Un temps d’expression individuelle est ensuite laissé à chacun pour répondre à l’une des
questions proposées : Dans la relation à vous-même (et aux autres), vous est-il arrivé, vous arrive-t-il

de manifester des sentiments autres que ceux que vous avez réellement (faire rire ou rire alors que cela ne correspond pas à ce que vous vivez l’instant), de minimiser un échec, de ne pas reconnaître que vous êtes fatigué (vous n’écoutez pas votre corps), d’agir plutôt que ressentir (suivre votre objectif plutôt qu’écouter vos sentiments), de réduire votre être à vos actes, de penser que vos réussites et les applaudissements que vous recevez font votre valeur ?

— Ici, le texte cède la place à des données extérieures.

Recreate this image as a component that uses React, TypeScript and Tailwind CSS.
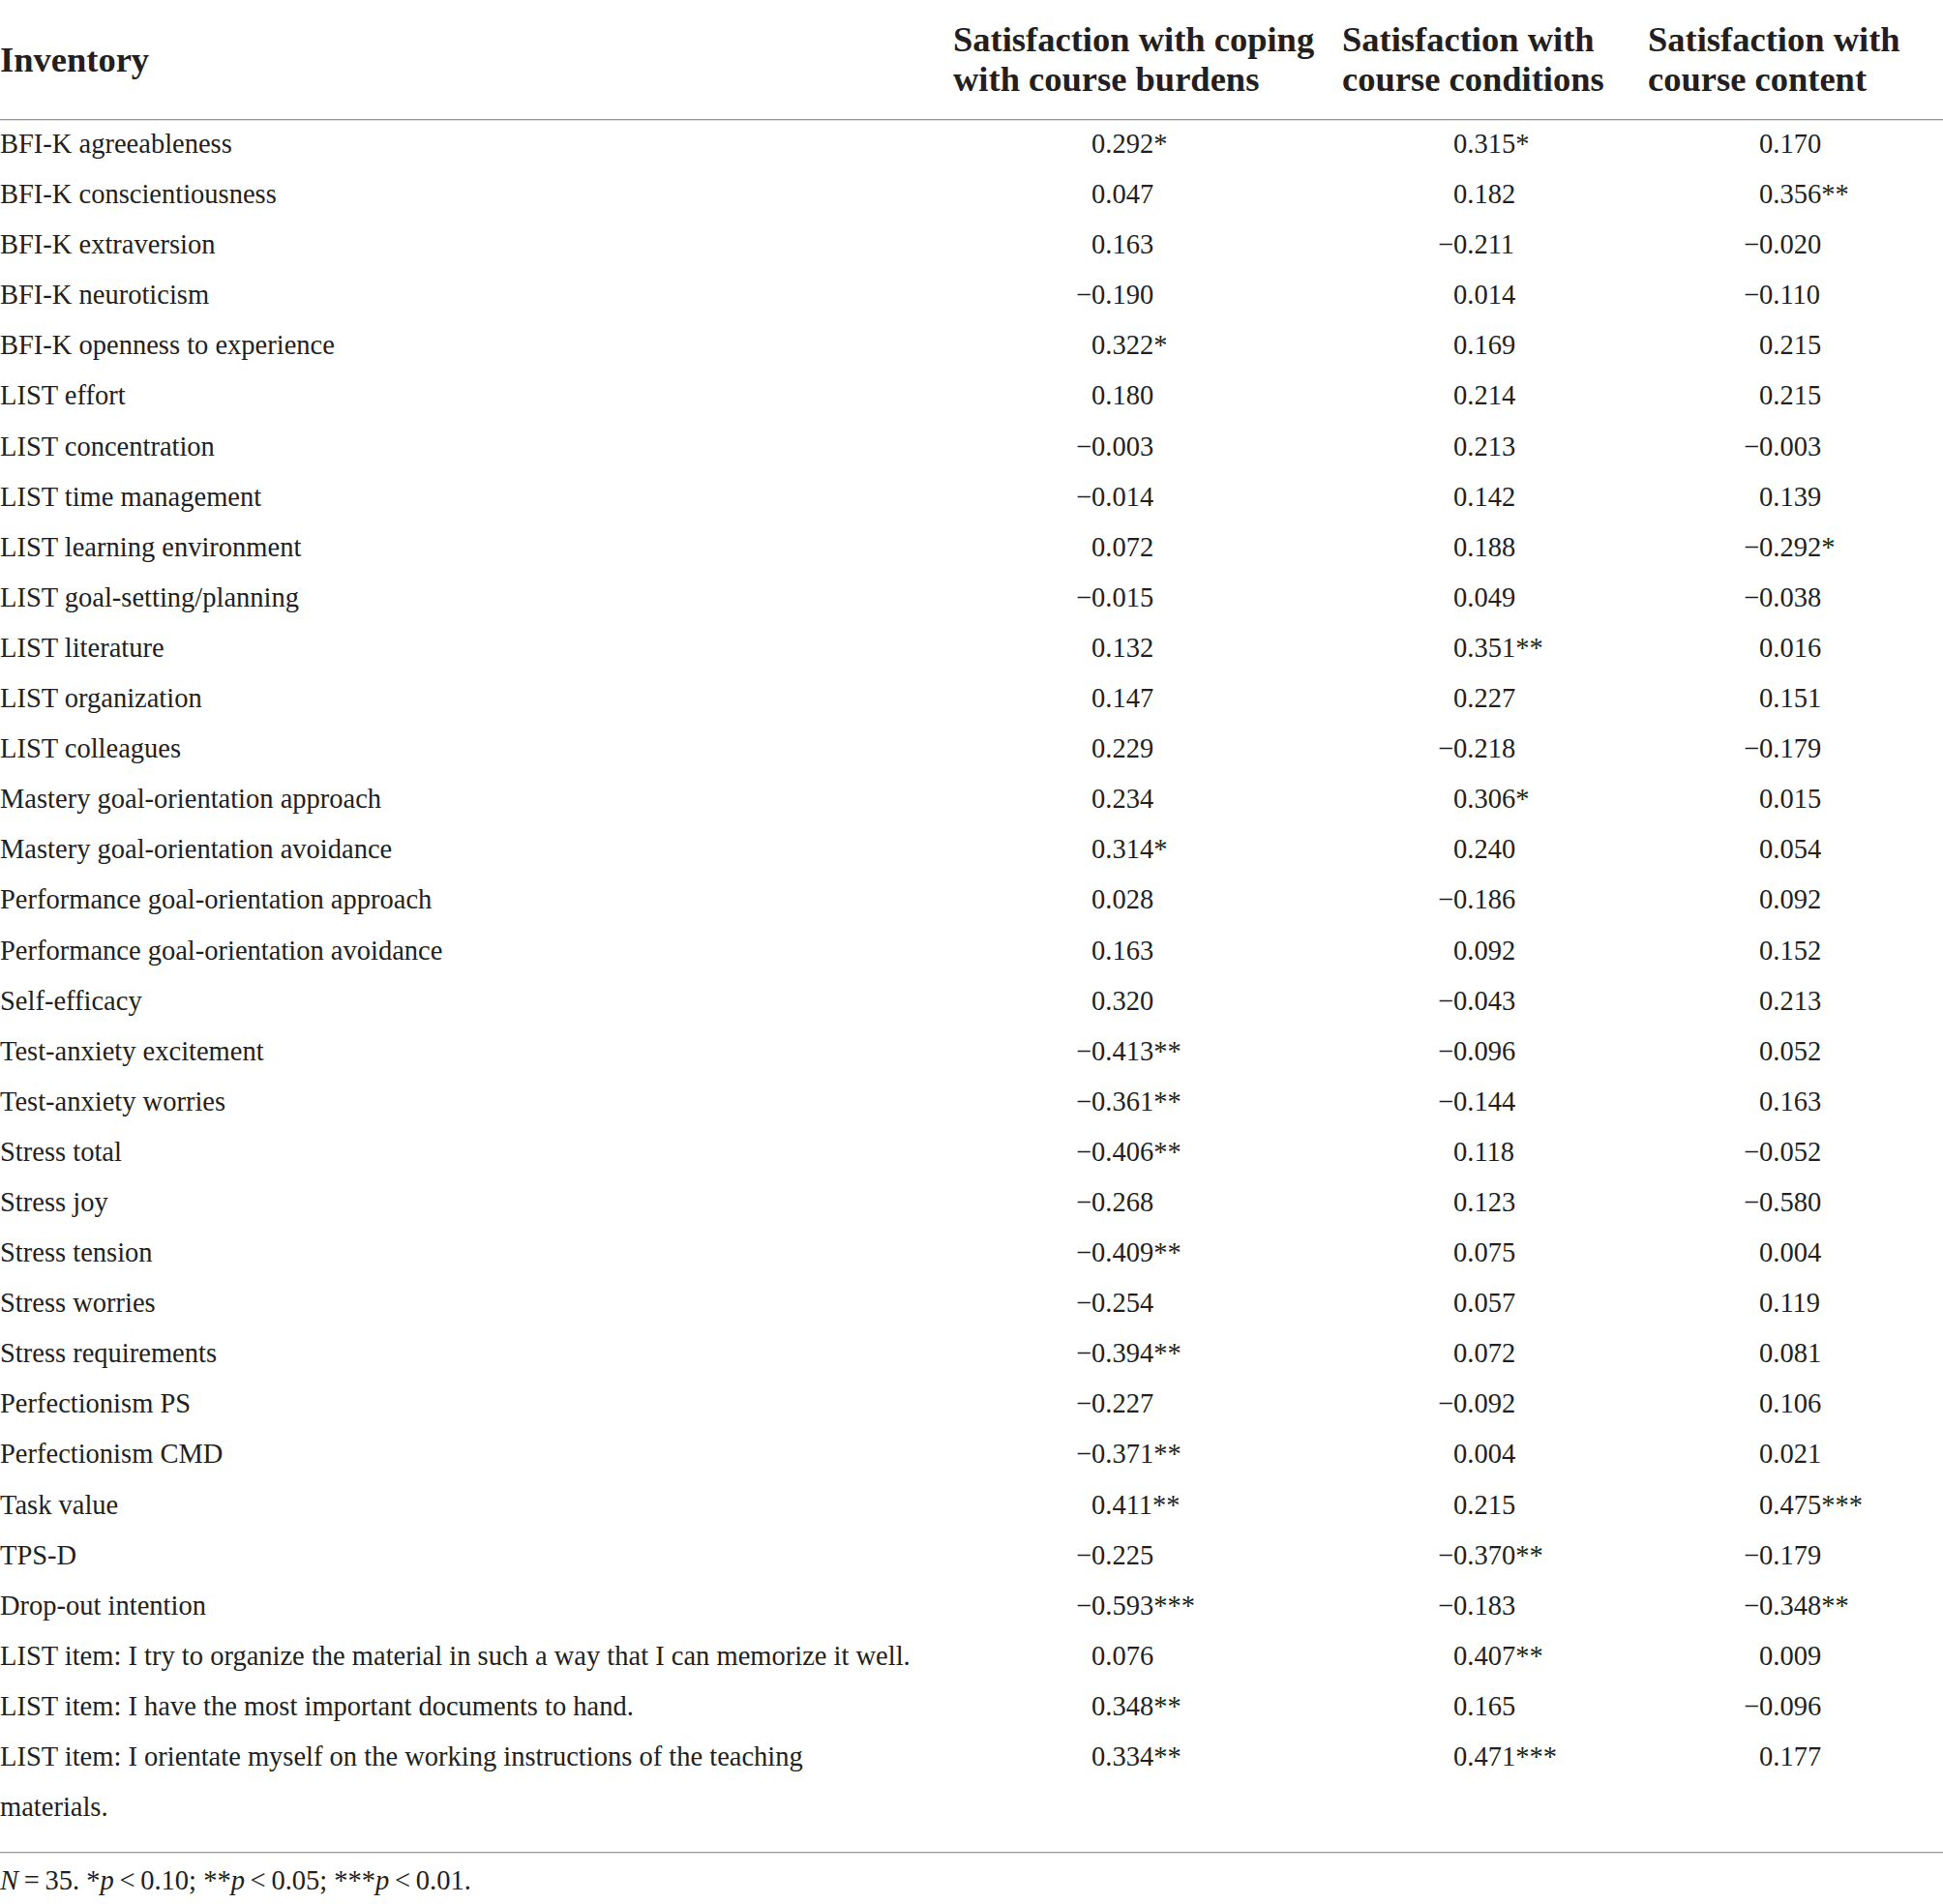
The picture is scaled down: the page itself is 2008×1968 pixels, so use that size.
import React from "react";

type Row = [string, string, string, string];

const rows: Row[] = [
  ["BFI-K agreeableness", "0.292*", "0.315*", "0.170"],
  ["BFI-K conscientiousness", "0.047", "0.182", "0.356**"],
  ["BFI-K extraversion", "0.163", "−0.211", "−0.020"],
  ["BFI-K neuroticism", "−0.190", "0.014", "−0.110"],
  ["BFI-K openness to experience", "0.322*", "0.169", "0.215"],
  ["LIST effort", "0.180", "0.214", "0.215"],
  ["LIST concentration", "−0.003", "0.213", "−0.003"],
  ["LIST time management", "−0.014", "0.142", "0.139"],
  ["LIST learning environment", "0.072", "0.188", "−0.292*"],
  ["LIST goal-setting/planning", "−0.015", "0.049", "−0.038"],
  ["LIST literature", "0.132", "0.351**", "0.016"],
  ["LIST organization", "0.147", "0.227", "0.151"],
  ["LIST colleagues", "0.229", "−0.218", "−0.179"],
  ["Mastery goal-orientation approach", "0.234", "0.306*", "0.015"],
  ["Mastery goal-orientation avoidance", "0.314*", "0.240", "0.054"],
  ["Performance goal-orientation approach", "0.028", "−0.186", "0.092"],
  ["Performance goal-orientation avoidance", "0.163", "0.092", "0.152"],
  ["Self-efficacy", "0.320", "−0.043", "0.213"],
  ["Test-anxiety excitement", "−0.413**", "−0.096", "0.052"],
  ["Test-anxiety worries", "−0.361**", "−0.144", "0.163"],
  ["Stress total", "−0.406**", "0.118", "−0.052"],
  ["Stress joy", "−0.268", "0.123", "−0.580"],
  ["Stress tension", "−0.409**", "0.075", "0.004"],
  ["Stress worries", "−0.254", "0.057", "0.119"],
  ["Stress requirements", "−0.394**", "0.072", "0.081"],
  ["Perfectionism PS", "−0.227", "−0.092", "0.106"],
  ["Perfectionism CMD", "−0.371**", "0.004", "0.021"],
  ["Task value", "0.411**", "0.215", "0.475***"],
  ["TPS-D", "−0.225", "−0.370**", "−0.179"],
  ["Drop-out intention", "−0.593***", "−0.183", "−0.348**"],
  ["LIST item: I try to organize the material in such a way that I can memorize it well.", "0.076", "0.407**", "0.009"],
  ["LIST item: I have the most important documents to hand.", "0.348**", "0.165", "−0.096"],
];

function Val({ v, pad }: { v: string; pad: string }) {
  const neg = v.startsWith("−");
  const body = neg ? v.slice(1) : v;
  return (
    <div className={`${pad} whitespace-nowrap`}>
      <span className="inline-block w-[19px] text-right">{neg ? "−" : ""}</span>
      {body}
    </div>
  );
}

export default function App() {
  return (
    <div
      className="w-[2008px] h-[1968px] bg-white text-[#231f20]"
      style={{ fontFamily: '"Liberation Serif", "Times New Roman", serif' }}
    >
      {/* Header */}
      <div className="grid grid-cols-[985px_402px_316px_305px] pt-[20px] pb-[21px] text-[36.5px] leading-[41px] font-bold">
        <div className="flex items-center">Inventory</div>
        <div>
          Satisfaction with coping
          <br />
          with course burdens
        </div>
        <div>
          Satisfaction with
          <br />
          course conditions
        </div>
        <div>
          Satisfaction with
          <br />
          course content
        </div>
      </div>
      <div className="h-px bg-[#9a9a9a]" />
      <div className="h-px bg-[#dcdcdc]" />

      {/* Body */}
      <div className="text-[28.5px] leading-[52px] pb-[20px] -mt-[2px]">
        {rows.map((r, i) => (
          <div key={i} className="grid grid-cols-[985px_402px_316px_305px] h-[52.1px]">
            <div className="whitespace-nowrap">{r[0]}</div>
            <Val v={r[1]} pad="pl-[124px]" />
            <Val v={r[2]} pad="pl-[96px]" />
            <Val v={r[3]} pad="pl-[96px]" />
          </div>
        ))}
        <div className="grid grid-cols-[985px_402px_316px_305px]">
          <div>
            LIST item: I orientate myself on the working instructions of the teaching
            <br />
            materials.
          </div>
          <Val v="0.334**" pad="pl-[124px]" />
          <Val v="0.471***" pad="pl-[96px]" />
          <Val v="0.177" pad="pl-[96px]" />
        </div>
      </div>
      <div className="h-px bg-[#9a9a9a]" />
      <div className="h-px bg-[#dcdcdc]" />

      {/* Footnote */}
      <div className="text-[28.5px] leading-[56px]">
        <i>N</i>
        {"\u2009=\u200935. *"}
        <i>p</i>
        {"\u2009<\u20090.10; **"}
        <i>p</i>
        {"\u2009<\u20090.05; ***"}
        <i>p</i>
        {"\u2009<\u20090.01."}
      </div>
    </div>
  );
}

À la place du mensonge, développer la vérité, l’honnêteté, la sincérité, l’authenticité. C’est ce
que propose l’ennéagramme et dont témoigne un extrait du film de Tom Hooper, Le discours d’un
roi. Point d’orgue de la rencontre, Albert, second héritier de la couronne britannique après son frère
Édouard, livre à Lionel Logue, son orthophoniste, un émouvant récit de son enfance : « Vous êtes, lui
dit-il, le premier australien à qui je parle vraiment». Parler en vérité, c’est notamment oser se dire.
Oser dire, si le cadre dans lequel la personne s’exprime est protecteur, ses fragilités…

Pierre Angotti, Compiègne le 26 janvier 2019.